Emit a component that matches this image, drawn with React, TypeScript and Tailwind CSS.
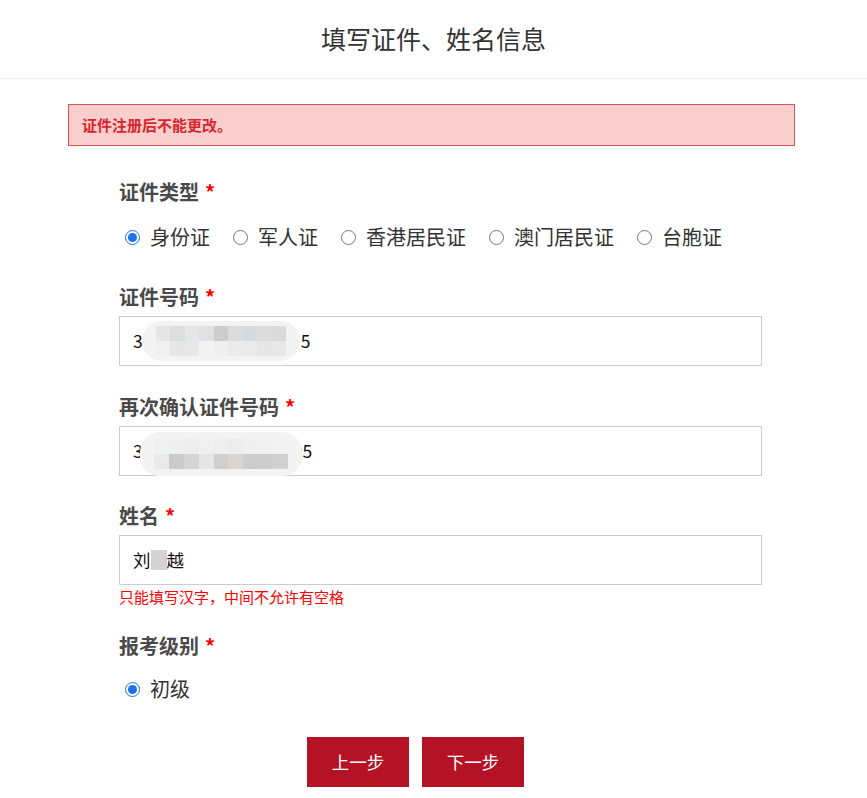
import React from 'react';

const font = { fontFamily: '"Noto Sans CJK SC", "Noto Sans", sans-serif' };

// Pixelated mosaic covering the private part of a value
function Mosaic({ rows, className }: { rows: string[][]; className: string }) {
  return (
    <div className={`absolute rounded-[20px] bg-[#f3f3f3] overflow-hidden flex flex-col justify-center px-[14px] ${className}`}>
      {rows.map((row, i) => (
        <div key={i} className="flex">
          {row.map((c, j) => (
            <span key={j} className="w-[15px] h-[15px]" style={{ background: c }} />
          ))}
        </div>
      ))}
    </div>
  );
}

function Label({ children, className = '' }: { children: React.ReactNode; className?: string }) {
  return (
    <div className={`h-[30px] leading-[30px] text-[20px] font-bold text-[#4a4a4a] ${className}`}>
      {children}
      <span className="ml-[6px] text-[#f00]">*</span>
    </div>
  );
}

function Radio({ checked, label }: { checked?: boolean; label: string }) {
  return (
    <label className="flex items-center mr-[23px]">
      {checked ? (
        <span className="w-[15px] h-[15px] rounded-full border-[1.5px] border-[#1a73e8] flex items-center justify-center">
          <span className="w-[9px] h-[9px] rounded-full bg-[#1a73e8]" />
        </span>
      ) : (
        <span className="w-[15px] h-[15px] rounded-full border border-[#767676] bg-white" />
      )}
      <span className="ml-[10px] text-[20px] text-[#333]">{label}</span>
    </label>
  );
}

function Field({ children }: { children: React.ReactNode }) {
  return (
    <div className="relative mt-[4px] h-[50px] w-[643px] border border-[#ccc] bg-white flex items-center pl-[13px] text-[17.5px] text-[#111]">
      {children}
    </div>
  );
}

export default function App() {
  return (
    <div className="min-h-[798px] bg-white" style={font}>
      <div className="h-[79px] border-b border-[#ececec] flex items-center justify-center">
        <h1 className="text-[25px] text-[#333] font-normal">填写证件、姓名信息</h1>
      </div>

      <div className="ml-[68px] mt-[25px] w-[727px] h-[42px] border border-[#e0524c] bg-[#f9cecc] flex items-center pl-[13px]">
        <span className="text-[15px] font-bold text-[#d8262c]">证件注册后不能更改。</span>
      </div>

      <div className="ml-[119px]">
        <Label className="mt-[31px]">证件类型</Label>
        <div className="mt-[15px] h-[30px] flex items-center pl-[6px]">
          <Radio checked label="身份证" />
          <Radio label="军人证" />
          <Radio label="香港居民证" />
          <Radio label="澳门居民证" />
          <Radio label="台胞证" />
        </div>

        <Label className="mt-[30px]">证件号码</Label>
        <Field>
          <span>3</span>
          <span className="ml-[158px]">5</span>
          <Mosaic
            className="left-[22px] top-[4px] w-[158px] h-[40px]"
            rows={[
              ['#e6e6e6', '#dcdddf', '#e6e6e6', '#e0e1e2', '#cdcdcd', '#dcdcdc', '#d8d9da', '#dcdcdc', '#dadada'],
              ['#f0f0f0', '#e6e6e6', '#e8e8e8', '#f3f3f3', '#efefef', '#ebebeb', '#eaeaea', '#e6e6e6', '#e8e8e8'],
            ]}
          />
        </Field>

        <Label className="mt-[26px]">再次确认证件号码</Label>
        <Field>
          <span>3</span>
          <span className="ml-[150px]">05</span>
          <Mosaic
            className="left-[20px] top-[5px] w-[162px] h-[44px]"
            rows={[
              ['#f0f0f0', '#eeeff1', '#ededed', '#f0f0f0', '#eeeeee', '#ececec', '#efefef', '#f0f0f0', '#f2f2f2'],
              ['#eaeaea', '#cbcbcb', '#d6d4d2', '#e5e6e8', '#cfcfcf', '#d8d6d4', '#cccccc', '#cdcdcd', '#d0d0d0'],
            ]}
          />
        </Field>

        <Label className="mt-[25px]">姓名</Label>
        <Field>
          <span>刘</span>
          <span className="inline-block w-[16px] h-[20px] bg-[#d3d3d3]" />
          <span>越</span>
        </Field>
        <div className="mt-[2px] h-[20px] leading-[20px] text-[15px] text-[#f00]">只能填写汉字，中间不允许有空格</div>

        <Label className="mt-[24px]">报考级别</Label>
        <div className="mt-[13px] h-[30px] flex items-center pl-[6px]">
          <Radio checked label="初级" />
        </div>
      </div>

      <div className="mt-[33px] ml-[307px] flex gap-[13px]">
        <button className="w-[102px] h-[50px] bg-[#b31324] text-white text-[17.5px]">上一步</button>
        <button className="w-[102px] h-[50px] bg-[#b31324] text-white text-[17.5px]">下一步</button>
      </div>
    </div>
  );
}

# [Exercise prompt]
Pick out all lines from the data above in which the word "React" appears.

# [Solution]
Emit a component that matches this image, drawn with React, TypeScript and Tailwind CSS.
import React from 'react';
function Label({ children, className = '' }: { children: React.ReactNode; className?: string }) {
function Field({ children }: { children: React.ReactNode }) {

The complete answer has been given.